En Espagne et en Italie, des actions nationales en faveur de l'innovation de défense commencent doucement à se mettre en place, en complément des projets déjà initiés via le Fonds européen de défense et les partenaires européens.

Enfin, dans le cadre de cette étude, nous nous sommes déplacés au Royaume Uni pour explorer de plus près son modèle d'innovation défense. Nous avons pu rencontrer différents acteurs de cet écosystème : le Ministère de la défense, la recherche académique à Cambridge, et deux industriels, Marshall Group et Babcock. En définitive, il nous semble que le modèle britannique réunit peu ou prou les mêmes acteurs que l'écosystème français, même si son organisation n'est pas totalement transposable : Ministère de la défense, entité spécifique chargée des projets R&D, BITD avec une forte activité duale et d'exportation, recherche publique. Ces similitudes en font a priori un partenaire à privilégier pour des coopérations d'innovation défense dans le cadre de la LPM.

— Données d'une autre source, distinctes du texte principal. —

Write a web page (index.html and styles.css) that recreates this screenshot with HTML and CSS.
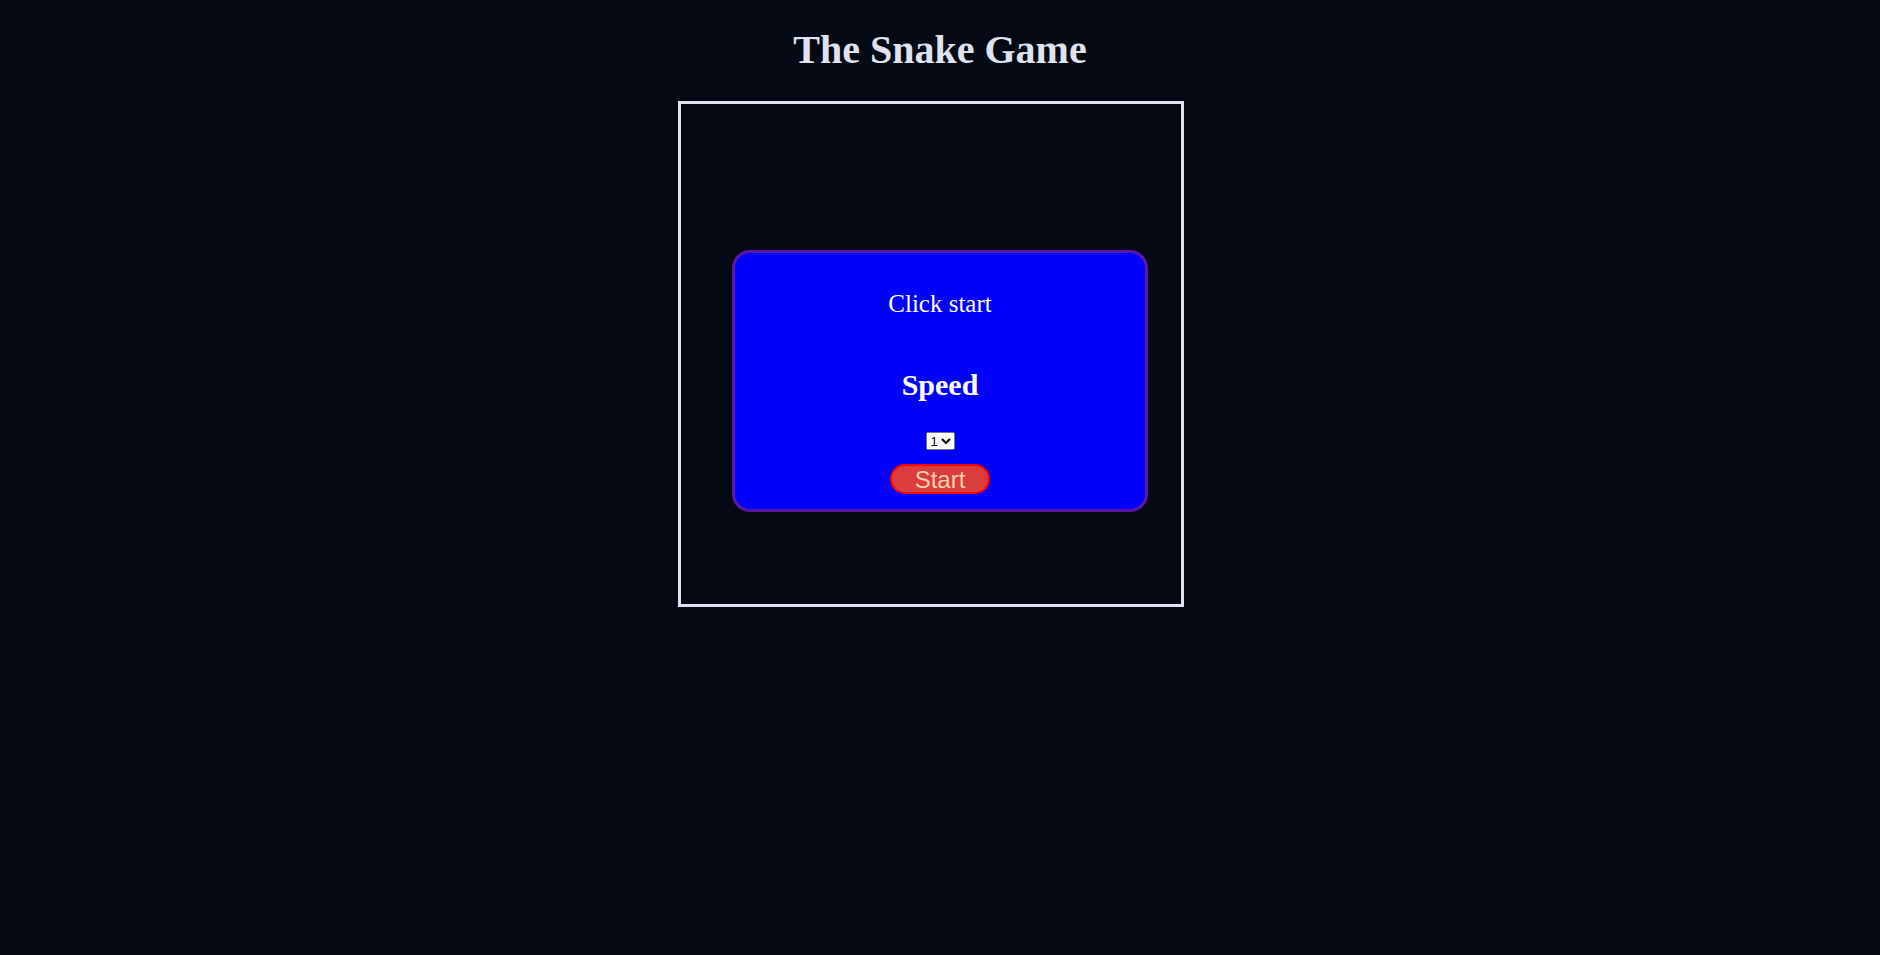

Au vu de tous ces éléments, nous formulons les recommandations suivantes :

– mieux assumer la prise de risque inhérente à toute innovation de rupture, notamment en améliorant les instruments et les processus qui permettent d'accompagner le « passage à l'échelle » des projets ;

– ouvrir la possibilité de faire évoluer le positionnement de l'Agence de l'innovation de défense, sur la base d'une analyse de ses réalisations à l'occasion d'un bilan à mi-parcours de la prochaine LPM ;

– accompagner la dynamique contemporaine de la dualité civil-militaire en approfondissant la logique de détection-captation-adaptation de l'innovation civile, tout en veillant à ne pas enfermer la défense dans une dépendance au civil, notamment par la mobilisation de la recherche académique et des organismes publics impliqués dans la recherche duale ;

– tirer parti de la proximité entre les modèles d'innovation défense français et britannique pour faire du Royaume Uni un partenaire privilégié de l'innovation défense ;

– à moyen terme, resserrer le nombre d'axes d'innovation prioritaires. Cela pourra passer par une actualisation de la LPM à mi-parcours.